(Records from a dataset)

-=-=-

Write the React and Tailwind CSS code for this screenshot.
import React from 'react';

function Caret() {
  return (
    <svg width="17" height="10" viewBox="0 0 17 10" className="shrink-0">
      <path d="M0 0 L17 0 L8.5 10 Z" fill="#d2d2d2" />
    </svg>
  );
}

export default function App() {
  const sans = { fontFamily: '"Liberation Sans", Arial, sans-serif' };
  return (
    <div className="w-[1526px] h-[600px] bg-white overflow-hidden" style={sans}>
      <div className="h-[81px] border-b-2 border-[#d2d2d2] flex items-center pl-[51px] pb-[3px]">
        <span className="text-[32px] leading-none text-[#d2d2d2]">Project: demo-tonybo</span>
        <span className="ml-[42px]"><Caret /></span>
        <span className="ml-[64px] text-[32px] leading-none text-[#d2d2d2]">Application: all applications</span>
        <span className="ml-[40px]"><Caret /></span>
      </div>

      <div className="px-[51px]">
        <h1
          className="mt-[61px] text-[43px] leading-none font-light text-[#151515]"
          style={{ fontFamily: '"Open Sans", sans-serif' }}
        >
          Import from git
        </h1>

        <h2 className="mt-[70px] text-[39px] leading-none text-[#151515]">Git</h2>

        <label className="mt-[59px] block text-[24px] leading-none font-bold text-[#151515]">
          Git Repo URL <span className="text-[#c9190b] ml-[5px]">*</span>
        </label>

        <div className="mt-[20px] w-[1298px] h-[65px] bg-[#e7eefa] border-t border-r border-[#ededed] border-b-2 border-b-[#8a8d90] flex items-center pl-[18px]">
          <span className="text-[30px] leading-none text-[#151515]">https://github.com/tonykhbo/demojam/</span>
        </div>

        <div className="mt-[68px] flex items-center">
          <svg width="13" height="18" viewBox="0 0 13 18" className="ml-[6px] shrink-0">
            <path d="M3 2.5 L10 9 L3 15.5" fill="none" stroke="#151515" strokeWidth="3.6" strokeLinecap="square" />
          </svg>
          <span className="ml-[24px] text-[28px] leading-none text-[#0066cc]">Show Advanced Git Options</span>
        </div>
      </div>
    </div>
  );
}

-=-=-

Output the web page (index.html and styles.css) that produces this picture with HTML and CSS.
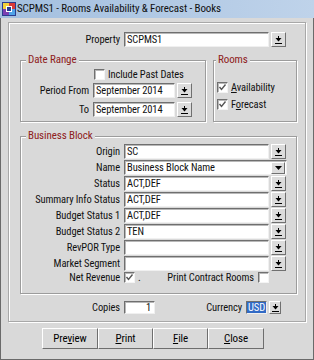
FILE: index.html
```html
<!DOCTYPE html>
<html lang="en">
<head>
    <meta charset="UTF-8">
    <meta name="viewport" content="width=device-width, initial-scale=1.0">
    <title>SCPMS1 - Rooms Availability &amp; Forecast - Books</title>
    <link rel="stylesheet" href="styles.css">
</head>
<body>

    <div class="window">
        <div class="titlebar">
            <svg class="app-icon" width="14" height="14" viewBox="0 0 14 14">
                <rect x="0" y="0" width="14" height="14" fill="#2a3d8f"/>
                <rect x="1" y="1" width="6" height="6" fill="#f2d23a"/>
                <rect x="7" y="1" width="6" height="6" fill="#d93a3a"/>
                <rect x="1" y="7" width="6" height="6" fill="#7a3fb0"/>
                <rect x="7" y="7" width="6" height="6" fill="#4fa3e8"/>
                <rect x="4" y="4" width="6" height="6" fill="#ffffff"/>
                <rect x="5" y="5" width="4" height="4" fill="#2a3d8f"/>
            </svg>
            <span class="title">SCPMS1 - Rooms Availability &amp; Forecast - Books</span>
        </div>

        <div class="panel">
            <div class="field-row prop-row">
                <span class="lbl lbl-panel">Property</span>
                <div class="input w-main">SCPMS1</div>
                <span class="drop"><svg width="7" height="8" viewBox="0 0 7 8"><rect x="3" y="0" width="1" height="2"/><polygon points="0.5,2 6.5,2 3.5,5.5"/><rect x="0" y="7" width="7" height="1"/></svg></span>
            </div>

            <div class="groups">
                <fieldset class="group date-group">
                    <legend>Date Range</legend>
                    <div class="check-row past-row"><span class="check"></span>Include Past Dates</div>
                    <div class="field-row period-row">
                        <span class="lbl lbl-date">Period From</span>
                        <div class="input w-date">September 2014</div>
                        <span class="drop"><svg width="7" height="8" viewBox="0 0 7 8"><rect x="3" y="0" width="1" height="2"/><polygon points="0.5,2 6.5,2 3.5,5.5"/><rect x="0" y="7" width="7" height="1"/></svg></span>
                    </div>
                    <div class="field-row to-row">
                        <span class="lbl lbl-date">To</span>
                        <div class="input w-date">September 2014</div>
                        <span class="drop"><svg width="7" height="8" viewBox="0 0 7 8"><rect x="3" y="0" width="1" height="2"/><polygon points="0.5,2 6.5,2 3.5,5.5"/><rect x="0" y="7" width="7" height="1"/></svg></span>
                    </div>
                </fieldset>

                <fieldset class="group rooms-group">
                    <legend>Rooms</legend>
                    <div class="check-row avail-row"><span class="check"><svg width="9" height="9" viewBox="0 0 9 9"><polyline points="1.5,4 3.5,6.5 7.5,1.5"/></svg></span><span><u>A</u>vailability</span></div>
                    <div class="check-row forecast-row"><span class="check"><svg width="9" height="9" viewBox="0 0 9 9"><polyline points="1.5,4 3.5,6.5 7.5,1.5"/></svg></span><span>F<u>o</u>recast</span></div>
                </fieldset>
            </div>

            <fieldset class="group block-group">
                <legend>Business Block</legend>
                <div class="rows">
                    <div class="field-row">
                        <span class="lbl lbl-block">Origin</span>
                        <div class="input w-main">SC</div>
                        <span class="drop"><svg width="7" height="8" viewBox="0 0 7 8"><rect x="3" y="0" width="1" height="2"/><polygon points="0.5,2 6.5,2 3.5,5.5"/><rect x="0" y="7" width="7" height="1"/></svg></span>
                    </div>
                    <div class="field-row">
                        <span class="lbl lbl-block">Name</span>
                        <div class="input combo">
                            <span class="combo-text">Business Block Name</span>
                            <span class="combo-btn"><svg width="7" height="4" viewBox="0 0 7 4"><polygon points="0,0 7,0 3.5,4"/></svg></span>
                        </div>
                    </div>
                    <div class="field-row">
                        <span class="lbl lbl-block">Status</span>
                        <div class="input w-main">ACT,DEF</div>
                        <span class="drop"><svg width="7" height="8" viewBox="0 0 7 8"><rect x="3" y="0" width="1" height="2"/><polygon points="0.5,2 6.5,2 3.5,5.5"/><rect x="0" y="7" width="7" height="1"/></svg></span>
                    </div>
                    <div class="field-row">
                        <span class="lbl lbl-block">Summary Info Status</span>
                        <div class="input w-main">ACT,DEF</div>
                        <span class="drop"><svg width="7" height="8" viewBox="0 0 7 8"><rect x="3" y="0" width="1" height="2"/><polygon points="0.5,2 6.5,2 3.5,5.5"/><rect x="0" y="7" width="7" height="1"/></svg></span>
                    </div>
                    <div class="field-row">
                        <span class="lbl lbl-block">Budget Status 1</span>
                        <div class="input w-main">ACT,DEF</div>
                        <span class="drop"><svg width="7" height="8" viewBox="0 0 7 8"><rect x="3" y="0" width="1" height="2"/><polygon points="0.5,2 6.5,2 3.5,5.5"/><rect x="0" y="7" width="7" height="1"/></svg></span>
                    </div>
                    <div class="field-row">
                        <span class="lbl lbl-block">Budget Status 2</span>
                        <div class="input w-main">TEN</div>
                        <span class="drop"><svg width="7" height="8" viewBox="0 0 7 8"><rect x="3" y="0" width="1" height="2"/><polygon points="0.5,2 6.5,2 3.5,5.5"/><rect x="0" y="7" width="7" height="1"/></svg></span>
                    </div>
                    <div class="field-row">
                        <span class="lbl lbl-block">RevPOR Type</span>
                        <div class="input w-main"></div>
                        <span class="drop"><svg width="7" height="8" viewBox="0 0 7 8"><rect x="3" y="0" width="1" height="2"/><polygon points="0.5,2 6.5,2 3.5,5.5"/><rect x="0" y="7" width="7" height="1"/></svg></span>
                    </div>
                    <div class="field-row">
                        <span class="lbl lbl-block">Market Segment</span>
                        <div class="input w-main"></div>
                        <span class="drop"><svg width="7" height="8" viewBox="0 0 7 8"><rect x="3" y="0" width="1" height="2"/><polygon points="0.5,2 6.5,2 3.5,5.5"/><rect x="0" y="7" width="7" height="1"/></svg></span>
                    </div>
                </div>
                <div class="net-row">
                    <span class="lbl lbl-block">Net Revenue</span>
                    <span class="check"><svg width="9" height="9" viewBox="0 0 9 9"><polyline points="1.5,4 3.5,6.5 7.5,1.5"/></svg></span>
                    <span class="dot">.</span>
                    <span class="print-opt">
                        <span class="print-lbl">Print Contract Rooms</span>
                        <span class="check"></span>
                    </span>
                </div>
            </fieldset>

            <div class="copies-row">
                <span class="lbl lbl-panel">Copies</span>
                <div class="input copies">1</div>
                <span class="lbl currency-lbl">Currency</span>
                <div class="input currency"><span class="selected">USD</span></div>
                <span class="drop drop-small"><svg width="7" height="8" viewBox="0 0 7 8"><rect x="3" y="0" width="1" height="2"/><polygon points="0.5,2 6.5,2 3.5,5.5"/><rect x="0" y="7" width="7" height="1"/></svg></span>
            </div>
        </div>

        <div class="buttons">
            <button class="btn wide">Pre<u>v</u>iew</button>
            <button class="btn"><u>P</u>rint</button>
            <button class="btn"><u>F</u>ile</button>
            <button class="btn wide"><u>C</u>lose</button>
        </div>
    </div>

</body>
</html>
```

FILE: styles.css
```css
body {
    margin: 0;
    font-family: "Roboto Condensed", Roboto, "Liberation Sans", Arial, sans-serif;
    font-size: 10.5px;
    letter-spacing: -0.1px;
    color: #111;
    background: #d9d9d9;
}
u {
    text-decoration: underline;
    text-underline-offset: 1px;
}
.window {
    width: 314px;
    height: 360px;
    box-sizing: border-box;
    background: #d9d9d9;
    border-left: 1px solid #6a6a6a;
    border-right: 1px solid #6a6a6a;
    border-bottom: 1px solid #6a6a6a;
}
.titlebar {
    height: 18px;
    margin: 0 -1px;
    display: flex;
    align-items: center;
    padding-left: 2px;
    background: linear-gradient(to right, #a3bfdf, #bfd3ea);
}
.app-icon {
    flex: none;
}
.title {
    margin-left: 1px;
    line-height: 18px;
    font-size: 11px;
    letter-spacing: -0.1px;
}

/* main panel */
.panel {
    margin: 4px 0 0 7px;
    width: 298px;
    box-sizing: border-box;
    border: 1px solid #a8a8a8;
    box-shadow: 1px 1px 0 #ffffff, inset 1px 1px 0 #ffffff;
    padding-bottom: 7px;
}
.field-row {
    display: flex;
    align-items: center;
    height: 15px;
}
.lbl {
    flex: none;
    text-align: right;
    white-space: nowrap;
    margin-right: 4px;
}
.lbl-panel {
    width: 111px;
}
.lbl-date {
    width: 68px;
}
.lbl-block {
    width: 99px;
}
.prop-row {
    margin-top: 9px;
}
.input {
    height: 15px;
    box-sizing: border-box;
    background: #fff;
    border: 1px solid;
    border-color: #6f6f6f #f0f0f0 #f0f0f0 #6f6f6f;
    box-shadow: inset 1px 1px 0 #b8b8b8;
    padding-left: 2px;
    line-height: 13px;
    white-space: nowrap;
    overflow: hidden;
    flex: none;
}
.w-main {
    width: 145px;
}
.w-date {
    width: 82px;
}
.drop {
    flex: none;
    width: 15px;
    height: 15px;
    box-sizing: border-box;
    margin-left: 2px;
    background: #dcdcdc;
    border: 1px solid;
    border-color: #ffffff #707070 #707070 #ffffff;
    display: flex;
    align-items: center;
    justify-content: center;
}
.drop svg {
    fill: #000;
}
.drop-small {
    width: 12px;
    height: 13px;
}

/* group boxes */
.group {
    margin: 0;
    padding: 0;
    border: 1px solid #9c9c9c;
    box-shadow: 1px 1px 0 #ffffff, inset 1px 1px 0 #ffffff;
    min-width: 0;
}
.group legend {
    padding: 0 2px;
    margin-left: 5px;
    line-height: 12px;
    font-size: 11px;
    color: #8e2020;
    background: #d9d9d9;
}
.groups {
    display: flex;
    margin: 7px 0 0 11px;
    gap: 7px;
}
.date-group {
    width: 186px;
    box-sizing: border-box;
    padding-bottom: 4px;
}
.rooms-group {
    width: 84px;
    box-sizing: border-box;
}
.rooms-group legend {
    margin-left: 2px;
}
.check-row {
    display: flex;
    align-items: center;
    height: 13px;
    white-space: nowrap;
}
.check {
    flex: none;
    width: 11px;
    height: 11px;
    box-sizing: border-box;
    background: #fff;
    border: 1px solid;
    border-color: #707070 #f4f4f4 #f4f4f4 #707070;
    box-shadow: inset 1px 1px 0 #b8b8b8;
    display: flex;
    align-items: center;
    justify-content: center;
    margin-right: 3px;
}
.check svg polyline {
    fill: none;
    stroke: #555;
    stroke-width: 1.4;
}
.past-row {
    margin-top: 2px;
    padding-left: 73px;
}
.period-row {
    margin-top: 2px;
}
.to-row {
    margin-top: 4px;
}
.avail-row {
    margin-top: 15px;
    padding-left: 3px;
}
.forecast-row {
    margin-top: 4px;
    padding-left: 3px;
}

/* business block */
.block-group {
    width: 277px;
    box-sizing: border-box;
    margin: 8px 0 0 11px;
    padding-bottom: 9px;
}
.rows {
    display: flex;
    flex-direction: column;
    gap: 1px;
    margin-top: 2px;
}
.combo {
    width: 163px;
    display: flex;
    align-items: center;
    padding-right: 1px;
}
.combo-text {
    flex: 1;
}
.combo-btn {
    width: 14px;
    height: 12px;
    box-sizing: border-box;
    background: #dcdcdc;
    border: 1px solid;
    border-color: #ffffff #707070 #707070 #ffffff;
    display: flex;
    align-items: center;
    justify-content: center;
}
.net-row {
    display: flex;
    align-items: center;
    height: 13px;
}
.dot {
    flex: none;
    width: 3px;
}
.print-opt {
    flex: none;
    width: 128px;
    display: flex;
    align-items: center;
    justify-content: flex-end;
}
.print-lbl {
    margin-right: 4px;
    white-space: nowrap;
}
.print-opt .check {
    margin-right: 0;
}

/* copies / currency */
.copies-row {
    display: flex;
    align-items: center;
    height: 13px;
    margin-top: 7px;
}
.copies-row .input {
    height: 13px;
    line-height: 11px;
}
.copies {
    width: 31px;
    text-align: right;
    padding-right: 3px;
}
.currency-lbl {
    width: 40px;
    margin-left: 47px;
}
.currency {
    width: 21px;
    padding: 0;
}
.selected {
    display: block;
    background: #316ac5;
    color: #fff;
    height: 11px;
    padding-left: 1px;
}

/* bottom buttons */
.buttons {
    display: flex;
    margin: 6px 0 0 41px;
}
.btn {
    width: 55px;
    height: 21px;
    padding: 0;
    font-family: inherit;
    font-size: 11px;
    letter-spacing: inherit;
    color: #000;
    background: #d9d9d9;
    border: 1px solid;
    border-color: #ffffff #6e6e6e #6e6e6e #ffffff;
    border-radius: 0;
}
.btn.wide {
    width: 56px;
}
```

-=-=-

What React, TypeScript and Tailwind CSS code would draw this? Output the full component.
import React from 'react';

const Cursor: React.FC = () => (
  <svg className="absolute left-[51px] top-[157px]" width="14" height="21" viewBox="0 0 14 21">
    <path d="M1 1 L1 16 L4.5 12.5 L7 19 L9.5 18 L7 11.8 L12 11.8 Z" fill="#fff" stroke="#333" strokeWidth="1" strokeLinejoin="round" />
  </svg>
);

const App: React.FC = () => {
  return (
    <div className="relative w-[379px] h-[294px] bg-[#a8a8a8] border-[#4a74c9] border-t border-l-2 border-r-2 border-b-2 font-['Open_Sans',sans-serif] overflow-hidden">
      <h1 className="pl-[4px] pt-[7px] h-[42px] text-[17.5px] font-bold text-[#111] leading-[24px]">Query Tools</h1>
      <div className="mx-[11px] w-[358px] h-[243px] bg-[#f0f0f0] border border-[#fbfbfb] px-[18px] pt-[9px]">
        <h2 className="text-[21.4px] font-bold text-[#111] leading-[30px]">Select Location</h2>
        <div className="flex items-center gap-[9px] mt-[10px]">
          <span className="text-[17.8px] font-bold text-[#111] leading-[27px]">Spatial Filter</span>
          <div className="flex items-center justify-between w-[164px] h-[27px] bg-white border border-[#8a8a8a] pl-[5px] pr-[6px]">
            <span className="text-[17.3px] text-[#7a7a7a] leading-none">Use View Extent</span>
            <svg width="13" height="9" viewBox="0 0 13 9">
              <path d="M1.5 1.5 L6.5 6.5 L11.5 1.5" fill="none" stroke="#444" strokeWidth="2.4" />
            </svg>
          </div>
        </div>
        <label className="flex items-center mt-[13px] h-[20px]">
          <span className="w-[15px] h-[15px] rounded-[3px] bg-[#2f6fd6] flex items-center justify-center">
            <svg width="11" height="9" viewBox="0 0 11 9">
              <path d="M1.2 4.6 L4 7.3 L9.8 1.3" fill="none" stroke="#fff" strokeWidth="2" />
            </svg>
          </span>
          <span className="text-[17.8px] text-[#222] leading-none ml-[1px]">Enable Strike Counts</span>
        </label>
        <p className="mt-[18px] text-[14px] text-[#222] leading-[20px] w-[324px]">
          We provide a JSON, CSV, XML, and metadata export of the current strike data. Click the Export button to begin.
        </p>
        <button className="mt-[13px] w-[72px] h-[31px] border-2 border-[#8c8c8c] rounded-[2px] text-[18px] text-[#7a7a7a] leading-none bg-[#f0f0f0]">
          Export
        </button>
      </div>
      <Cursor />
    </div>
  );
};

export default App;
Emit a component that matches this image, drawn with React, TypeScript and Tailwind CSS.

-=-=-

### WHAT IS NEEDED
Gather up every line from the listing above in which the word "Output" occurs.

### SOLUTION FOR THIS EXERCISE
Output the web page (index.html and styles.css) that produces this picture with HTML and CSS.
What React, TypeScript and Tailwind CSS code would draw this? Output the full component.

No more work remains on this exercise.